For /f "tokens=2 delims=:" %%G in ('CHCP') do Set _codepage=%%G    
CHCP 1252 >NUL    
CMD.EXE /D /A /C (SET/P=ÿþ)<NUL > unicode.txt 2>NUL    
CMD.EXE /D /U /C TYPE ascii_file.txt >> unicode.txt    
CHCP %_codepage%    

The technique above (based on a script by Carlos M.) first creates a file with a Byte Order Mark (BOM) and then appends the content of the original file. CHCP is used to ensure the session is running with the Windows1252 code page so that the characters 0xFF and 0xFE (ÿþ) are interpreted correctly.


There's no general way to tell if a file is encoded with a specific encoding. Remember that an encoding is nothing more but an "agreement" how the bits in a file should be mapped to characters.

If you don't know which of your files are actually already encoded in UTF-8 and which ones are encoded in windows-1252, you will have to inspect all files and find out yourself. In the worst case that could mean that you have to open every single one of them with either of the two encodings and see whether they "look" correct -- i.e., all characters are displayed correctly. Of course, you may use tool support in order to do that, for instance, if you know for sure that certain characters are contained in the files that have a different mapping in windows-1252 vs. UTF-8, you could grep for them after running the files through 'iconv' as mentioned by Seva Akekseyev.

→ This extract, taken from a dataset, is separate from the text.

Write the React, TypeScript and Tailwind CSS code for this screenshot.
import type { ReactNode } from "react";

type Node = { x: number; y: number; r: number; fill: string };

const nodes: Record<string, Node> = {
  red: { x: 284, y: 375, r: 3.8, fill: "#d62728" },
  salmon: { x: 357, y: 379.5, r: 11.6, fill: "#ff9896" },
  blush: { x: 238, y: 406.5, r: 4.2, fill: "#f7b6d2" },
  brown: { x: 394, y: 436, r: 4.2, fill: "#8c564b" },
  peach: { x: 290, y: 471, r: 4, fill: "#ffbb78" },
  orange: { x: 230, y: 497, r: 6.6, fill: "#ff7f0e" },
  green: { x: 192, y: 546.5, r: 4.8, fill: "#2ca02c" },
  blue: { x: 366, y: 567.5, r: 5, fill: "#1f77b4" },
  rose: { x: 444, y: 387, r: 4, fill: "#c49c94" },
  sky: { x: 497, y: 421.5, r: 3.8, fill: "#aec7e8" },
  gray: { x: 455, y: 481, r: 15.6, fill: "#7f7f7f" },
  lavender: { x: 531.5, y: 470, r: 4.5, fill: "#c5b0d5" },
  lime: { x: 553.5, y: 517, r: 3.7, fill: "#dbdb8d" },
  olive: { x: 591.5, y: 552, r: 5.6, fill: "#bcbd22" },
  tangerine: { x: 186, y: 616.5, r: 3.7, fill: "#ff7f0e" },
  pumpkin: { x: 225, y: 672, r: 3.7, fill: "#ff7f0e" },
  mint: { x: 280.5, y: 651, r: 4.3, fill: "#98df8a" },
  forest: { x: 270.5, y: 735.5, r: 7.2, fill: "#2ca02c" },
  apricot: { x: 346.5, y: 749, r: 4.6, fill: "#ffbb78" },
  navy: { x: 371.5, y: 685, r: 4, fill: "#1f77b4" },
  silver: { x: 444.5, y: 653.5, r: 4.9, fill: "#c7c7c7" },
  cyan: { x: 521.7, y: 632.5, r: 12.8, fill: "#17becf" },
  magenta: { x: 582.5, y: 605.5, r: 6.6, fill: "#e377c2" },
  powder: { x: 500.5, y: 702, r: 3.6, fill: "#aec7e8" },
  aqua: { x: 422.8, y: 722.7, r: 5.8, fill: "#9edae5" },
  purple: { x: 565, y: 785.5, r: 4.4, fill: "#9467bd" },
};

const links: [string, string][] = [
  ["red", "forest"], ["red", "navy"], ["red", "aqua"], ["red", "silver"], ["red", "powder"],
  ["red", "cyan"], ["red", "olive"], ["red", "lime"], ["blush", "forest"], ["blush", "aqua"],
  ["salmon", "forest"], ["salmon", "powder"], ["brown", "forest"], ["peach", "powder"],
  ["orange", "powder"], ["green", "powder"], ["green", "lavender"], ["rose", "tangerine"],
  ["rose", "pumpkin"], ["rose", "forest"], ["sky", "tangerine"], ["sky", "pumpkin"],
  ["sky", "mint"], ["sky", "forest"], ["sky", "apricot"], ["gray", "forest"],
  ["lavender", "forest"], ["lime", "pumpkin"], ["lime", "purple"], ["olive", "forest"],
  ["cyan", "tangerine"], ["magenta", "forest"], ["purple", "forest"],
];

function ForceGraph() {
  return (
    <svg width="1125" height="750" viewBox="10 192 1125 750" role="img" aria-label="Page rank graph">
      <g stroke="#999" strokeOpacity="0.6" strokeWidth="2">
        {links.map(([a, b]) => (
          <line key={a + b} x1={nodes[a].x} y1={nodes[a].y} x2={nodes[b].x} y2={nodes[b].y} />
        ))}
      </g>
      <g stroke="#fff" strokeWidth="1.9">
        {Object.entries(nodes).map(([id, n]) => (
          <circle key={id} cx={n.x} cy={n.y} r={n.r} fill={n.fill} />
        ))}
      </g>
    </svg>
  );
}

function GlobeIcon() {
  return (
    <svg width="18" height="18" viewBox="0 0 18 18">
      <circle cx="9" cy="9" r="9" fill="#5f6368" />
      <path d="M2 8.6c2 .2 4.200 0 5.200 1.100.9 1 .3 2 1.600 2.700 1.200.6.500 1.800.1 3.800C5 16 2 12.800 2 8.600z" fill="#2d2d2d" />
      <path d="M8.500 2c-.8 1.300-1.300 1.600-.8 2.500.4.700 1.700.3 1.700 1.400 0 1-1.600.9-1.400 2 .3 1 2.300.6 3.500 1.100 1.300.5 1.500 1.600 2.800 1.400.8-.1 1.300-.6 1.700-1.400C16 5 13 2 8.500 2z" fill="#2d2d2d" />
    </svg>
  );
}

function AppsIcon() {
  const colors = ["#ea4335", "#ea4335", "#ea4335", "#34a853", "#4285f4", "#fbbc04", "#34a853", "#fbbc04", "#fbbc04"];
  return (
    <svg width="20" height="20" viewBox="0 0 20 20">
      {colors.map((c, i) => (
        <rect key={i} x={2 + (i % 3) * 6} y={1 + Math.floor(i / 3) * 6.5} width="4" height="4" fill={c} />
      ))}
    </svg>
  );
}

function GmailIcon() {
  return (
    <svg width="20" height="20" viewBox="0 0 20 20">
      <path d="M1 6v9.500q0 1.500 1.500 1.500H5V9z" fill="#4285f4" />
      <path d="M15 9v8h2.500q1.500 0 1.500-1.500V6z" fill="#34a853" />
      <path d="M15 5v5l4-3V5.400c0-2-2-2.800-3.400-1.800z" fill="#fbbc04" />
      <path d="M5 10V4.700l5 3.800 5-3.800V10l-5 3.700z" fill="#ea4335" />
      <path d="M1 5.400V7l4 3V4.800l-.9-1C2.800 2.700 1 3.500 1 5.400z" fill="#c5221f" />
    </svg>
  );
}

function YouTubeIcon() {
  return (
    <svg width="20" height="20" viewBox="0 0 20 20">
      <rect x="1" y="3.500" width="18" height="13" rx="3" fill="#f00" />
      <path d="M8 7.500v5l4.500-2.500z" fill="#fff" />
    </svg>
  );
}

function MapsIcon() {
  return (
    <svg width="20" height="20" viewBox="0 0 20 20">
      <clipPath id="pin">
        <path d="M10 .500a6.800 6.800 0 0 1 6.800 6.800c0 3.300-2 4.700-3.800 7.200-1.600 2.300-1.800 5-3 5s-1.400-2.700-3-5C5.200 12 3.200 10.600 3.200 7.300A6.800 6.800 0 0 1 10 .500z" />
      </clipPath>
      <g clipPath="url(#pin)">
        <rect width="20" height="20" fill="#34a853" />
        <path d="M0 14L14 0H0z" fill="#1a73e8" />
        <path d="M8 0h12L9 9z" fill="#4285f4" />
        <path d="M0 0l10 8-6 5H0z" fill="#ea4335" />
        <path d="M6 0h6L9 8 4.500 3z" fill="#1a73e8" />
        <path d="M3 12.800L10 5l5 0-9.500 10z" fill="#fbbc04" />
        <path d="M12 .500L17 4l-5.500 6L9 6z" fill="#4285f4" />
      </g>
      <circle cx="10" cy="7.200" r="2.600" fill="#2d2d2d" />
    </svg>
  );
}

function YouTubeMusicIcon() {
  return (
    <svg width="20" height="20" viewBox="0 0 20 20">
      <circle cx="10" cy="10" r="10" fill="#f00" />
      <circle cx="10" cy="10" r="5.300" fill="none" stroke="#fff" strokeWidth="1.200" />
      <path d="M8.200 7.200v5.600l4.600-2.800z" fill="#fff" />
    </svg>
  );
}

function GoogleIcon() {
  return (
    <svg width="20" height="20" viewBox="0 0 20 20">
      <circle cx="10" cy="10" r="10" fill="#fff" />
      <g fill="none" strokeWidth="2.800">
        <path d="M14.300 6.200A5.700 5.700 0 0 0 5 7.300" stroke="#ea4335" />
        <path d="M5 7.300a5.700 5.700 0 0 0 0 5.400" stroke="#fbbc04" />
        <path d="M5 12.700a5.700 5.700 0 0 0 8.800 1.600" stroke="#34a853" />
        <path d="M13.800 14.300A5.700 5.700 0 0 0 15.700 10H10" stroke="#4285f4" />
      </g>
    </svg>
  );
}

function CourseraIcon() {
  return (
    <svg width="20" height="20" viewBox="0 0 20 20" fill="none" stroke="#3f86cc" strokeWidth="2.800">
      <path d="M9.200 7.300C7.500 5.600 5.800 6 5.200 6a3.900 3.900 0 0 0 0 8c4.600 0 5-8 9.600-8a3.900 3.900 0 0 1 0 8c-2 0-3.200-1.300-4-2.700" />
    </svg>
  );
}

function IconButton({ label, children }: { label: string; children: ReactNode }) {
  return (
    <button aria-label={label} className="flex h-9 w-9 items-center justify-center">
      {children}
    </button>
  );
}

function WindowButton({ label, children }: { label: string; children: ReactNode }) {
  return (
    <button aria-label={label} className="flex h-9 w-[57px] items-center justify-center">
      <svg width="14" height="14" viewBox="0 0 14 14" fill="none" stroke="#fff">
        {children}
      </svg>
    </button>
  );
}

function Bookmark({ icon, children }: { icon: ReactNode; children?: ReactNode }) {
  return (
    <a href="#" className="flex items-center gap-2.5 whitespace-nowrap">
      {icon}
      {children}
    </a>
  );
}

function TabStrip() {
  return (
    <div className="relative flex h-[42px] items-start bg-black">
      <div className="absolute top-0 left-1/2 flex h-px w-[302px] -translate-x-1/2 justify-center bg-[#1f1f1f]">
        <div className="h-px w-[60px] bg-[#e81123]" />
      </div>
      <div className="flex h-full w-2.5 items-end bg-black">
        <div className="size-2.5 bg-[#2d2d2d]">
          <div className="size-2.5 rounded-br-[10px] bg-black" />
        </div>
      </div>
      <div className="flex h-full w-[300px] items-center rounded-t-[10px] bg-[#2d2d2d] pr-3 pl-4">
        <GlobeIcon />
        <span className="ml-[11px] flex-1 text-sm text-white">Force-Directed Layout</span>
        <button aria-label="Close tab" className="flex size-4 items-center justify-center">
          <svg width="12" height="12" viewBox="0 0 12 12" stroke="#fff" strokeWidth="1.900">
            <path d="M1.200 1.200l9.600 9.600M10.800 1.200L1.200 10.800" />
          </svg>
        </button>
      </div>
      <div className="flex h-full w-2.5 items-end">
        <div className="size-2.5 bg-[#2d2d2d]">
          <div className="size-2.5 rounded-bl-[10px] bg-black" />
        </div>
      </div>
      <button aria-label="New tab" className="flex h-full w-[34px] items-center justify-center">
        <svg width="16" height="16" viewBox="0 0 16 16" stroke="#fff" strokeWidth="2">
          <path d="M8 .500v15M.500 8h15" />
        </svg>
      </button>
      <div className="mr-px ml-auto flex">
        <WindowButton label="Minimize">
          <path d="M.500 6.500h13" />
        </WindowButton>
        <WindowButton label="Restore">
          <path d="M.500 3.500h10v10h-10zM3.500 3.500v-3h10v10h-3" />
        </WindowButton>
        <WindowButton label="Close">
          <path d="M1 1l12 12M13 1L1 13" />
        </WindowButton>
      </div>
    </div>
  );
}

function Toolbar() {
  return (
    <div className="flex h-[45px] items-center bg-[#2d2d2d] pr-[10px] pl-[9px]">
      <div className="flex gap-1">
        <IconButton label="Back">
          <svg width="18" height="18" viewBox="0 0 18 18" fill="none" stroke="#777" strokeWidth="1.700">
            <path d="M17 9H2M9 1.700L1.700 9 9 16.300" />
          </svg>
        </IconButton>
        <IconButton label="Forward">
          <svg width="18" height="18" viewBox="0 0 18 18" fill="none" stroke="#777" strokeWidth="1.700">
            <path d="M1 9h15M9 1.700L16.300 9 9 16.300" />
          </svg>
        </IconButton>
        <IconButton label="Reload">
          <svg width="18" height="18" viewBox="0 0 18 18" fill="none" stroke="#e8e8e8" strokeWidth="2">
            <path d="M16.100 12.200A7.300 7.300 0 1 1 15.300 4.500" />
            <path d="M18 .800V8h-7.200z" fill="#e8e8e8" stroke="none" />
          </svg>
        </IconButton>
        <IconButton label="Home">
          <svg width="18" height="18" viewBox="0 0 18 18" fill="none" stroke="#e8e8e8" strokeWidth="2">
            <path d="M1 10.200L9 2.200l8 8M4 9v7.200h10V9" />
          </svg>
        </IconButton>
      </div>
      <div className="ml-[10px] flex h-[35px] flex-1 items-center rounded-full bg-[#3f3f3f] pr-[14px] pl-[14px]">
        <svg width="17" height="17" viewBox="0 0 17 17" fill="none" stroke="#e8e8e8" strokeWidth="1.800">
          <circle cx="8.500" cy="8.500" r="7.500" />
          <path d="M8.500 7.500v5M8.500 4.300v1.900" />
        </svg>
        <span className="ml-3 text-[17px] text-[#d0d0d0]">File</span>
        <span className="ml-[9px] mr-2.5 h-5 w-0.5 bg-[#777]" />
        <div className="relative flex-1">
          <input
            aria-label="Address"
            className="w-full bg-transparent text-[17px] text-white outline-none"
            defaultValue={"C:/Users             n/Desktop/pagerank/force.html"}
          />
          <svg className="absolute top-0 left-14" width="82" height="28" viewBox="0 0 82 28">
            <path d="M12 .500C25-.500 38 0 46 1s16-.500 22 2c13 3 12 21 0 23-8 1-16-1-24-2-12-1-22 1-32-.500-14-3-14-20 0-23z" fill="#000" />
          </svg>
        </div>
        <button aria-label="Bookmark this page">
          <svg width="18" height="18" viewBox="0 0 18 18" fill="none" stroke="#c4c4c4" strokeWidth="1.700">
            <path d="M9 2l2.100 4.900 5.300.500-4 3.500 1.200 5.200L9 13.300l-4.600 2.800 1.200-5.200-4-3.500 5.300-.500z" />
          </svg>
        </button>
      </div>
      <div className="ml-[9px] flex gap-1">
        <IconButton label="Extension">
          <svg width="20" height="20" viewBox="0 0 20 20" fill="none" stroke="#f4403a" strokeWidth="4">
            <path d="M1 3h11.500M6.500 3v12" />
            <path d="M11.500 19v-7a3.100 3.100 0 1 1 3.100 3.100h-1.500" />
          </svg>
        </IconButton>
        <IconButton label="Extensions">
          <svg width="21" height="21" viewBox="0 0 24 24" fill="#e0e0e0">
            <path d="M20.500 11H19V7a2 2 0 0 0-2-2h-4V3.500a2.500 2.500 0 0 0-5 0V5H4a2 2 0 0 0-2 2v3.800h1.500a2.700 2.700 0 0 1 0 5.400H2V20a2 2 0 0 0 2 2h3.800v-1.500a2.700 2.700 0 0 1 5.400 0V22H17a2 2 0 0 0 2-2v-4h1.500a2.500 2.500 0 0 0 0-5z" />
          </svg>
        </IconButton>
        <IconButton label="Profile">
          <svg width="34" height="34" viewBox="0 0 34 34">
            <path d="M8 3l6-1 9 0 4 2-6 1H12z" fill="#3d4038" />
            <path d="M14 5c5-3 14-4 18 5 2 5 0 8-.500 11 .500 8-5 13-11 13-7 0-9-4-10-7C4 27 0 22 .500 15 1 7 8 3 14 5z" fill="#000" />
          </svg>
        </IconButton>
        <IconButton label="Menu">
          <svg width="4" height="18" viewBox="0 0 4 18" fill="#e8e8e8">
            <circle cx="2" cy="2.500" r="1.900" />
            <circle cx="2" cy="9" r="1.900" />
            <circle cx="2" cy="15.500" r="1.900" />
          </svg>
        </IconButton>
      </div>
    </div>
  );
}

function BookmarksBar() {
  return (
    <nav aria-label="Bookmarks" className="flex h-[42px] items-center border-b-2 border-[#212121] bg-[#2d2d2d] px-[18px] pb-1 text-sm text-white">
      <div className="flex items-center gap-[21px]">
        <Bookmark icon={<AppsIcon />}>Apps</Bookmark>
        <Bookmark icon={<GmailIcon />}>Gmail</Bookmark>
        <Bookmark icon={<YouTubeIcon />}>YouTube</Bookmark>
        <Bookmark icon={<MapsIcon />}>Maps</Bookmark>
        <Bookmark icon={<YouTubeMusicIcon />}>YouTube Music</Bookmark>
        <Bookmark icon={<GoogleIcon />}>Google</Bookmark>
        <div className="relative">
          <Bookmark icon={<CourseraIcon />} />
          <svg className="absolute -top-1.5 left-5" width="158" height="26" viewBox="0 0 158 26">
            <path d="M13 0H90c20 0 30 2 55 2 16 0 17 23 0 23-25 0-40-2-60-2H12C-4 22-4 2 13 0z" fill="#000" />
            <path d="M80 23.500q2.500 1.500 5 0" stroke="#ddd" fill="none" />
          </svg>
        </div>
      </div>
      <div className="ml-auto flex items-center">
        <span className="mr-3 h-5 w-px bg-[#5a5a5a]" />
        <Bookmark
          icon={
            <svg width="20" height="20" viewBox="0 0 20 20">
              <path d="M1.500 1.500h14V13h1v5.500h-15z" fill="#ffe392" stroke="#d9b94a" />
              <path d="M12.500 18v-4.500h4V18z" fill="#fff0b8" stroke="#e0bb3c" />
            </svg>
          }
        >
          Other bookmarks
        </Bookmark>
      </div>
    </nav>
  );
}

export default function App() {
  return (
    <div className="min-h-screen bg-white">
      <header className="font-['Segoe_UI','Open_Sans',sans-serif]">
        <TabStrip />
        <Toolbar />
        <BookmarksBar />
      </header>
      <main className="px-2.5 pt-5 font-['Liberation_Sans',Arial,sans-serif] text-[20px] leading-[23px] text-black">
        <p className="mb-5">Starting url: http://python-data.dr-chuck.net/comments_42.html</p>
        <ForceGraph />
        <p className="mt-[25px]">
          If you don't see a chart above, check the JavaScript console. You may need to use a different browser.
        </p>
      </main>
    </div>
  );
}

Another lucky case for you would be, if you know that the files actually contain only characters that are encoded identically in both UTF-8 and windows-1252. In that case, of course, you're done already.


Here's a transcription of another answer I gave to a similar question:

If you apply utf8_encode() to an already UTF8 string it will return a garbled UTF8 output.

I made a function that addresses all this issues. It´s called Encoding::toUTF8().

You dont need to know what the encoding of your strings is. It can be Latin1 (iso 8859-1), Windows-1252 or UTF8, or the string can have a mix of them. Encoding::toUTF8() will convert everything to UTF8.

I did it because a service was giving me a feed of data all messed up, mixing UTF8 and Latin1 in the same string.

Usage:

$utf8_string = Encoding::toUTF8($utf8_or_latin1_or_mixed_string);

$latin1_string = Encoding::toLatin1($utf8_or_latin1_or_mixed_string);

Download:

https://github.com/neitanod/forceutf8

Update:

I've included another function, Encoding::fixUFT8(), wich will fix every UTF8 string that looks garbled.

Usage:

$utf8_string = Encoding::fixUTF8($garbled_utf8_string);

Examples:

echo Encoding::fixUTF8("Fédération Camerounaise de Football");
echo Encoding::fixUTF8("Fédération Camerounaise de Football");
echo Encoding::fixUTF8("FÃÂédÃÂération Camerounaise de Football");
echo Encoding::fixUTF8("Fédération Camerounaise de Football");

will output:

Fédération Camerounaise de Football
Fédération Camerounaise de Football
Fédération Camerounaise de Football
Fédération Camerounaise de Football

Update: I've transformed the function (forceUTF8) into a family of static functions on a class called Encoding. The new function is Encoding::toUTF8().


If you are sure your files are either UTF-8 or Windows 1252 (or Latin1), you can take advantage of the fact that recode will exit with an error if you try to convert an invalid file.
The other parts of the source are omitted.